# What is asked:
Copy out each line exactly; pictures stay out of the copy.
-- START OF Data --
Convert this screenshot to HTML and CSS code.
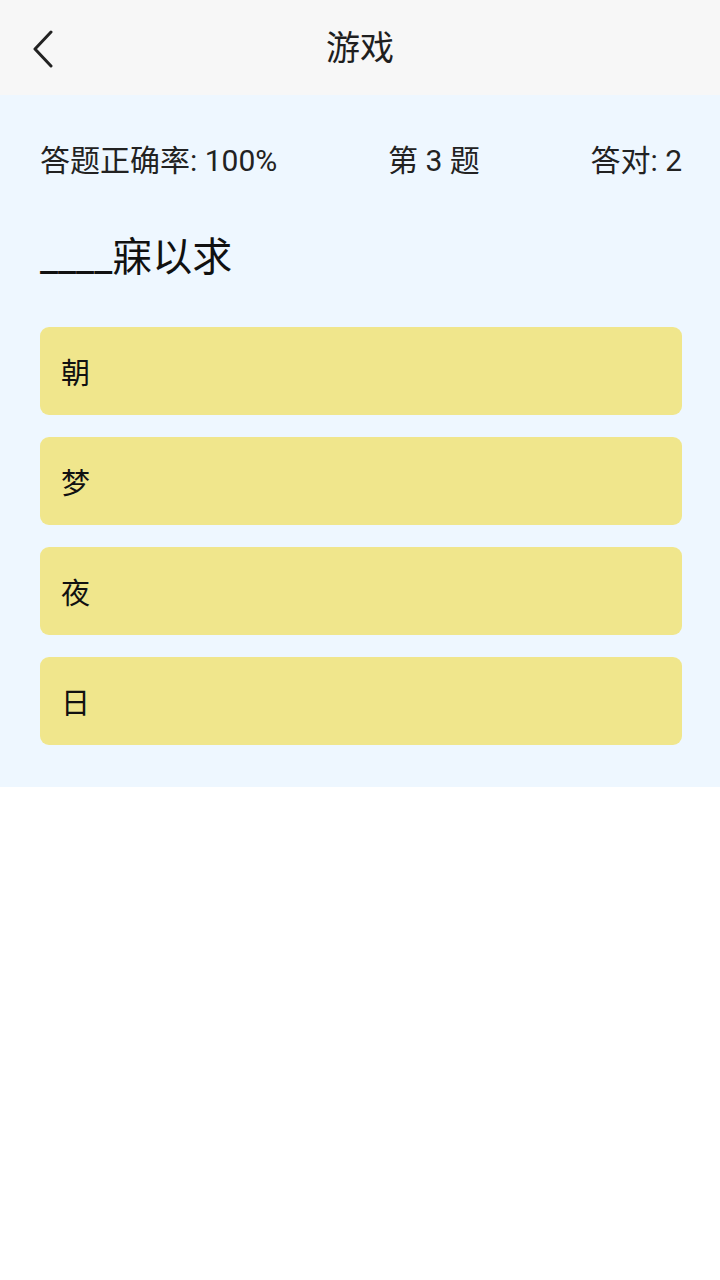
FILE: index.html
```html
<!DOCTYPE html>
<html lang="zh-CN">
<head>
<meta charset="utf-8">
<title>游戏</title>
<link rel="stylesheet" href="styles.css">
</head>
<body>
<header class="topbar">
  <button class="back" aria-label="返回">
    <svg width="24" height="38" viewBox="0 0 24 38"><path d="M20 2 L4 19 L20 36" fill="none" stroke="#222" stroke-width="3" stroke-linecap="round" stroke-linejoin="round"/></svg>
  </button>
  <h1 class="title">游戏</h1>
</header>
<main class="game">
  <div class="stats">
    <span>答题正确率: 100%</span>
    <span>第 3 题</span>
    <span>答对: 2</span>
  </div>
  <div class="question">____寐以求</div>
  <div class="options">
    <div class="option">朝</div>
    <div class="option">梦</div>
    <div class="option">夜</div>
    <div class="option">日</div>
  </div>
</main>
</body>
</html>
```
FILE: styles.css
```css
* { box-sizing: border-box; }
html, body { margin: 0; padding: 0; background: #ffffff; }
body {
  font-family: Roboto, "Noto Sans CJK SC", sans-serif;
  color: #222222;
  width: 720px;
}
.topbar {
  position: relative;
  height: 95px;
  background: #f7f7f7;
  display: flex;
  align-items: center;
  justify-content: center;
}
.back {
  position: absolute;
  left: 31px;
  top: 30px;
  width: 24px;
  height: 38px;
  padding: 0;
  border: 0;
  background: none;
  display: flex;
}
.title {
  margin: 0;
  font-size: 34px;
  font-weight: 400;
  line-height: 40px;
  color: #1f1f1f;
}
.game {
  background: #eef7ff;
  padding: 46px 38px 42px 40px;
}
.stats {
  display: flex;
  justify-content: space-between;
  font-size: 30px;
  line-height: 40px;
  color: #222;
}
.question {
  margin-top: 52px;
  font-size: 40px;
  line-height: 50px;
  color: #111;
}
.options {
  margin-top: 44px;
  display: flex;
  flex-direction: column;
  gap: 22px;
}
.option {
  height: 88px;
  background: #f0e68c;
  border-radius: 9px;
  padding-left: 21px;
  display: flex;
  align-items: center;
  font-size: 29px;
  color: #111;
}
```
-- END OF Data --
# Correct answer:
Convert this screenshot to HTML and CSS code.
FILE: index.html
```html
<!DOCTYPE html>
<html lang="zh-CN">
<head>
<meta charset="utf-8">
<title>游戏</title>
<link rel="stylesheet" href="styles.css">
</head>
<body>
<header class="topbar">
  <button class="back" aria-label="返回">
    <svg width="24" height="38" viewBox="0 0 24 38"><path d="M20 2 L4 19 L20 36" fill="none" stroke="#222" stroke-width="3" stroke-linecap="round" stroke-linejoin="round"/></svg>
  </button>
  <h1 class="title">游戏</h1>
</header>
<main class="game">
  <div class="stats">
    <span>答题正确率: 100%</span>
    <span>第 3 题</span>
    <span>答对: 2</span>
  </div>
  <div class="question">____寐以求</div>
  <div class="options">
    <div class="option">朝</div>
    <div class="option">梦</div>
    <div class="option">夜</div>
    <div class="option">日</div>
  </div>
</main>
</body>
</html>
```
FILE: styles.css
```css
* { box-sizing: border-box; }
html, body { margin: 0; padding: 0; background: #ffffff; }
body {
  font-family: Roboto, "Noto Sans CJK SC", sans-serif;
  color: #222222;
  width: 720px;
}
.topbar {
  position: relative;
  height: 95px;
  background: #f7f7f7;
  display: flex;
  align-items: center;
  justify-content: center;
}
.back {
  position: absolute;
  left: 31px;
  top: 30px;
  width: 24px;
  height: 38px;
  padding: 0;
  border: 0;
  background: none;
  display: flex;
}
.title {
  margin: 0;
  font-size: 34px;
  font-weight: 400;
  line-height: 40px;
  color: #1f1f1f;
}
.game {
  background: #eef7ff;
  padding: 46px 38px 42px 40px;
}
.stats {
  display: flex;
  justify-content: space-between;
  font-size: 30px;
  line-height: 40px;
  color: #222;
}
.question {
  margin-top: 52px;
  font-size: 40px;
  line-height: 50px;
  color: #111;
}
.options {
  margin-top: 44px;
  display: flex;
  flex-direction: column;
  gap: 22px;
}
.option {
  height: 88px;
  background: #f0e68c;
  border-radius: 9px;
  padding-left: 21px;
  display: flex;
  align-items: center;
  font-size: 29px;
  color: #111;
}
```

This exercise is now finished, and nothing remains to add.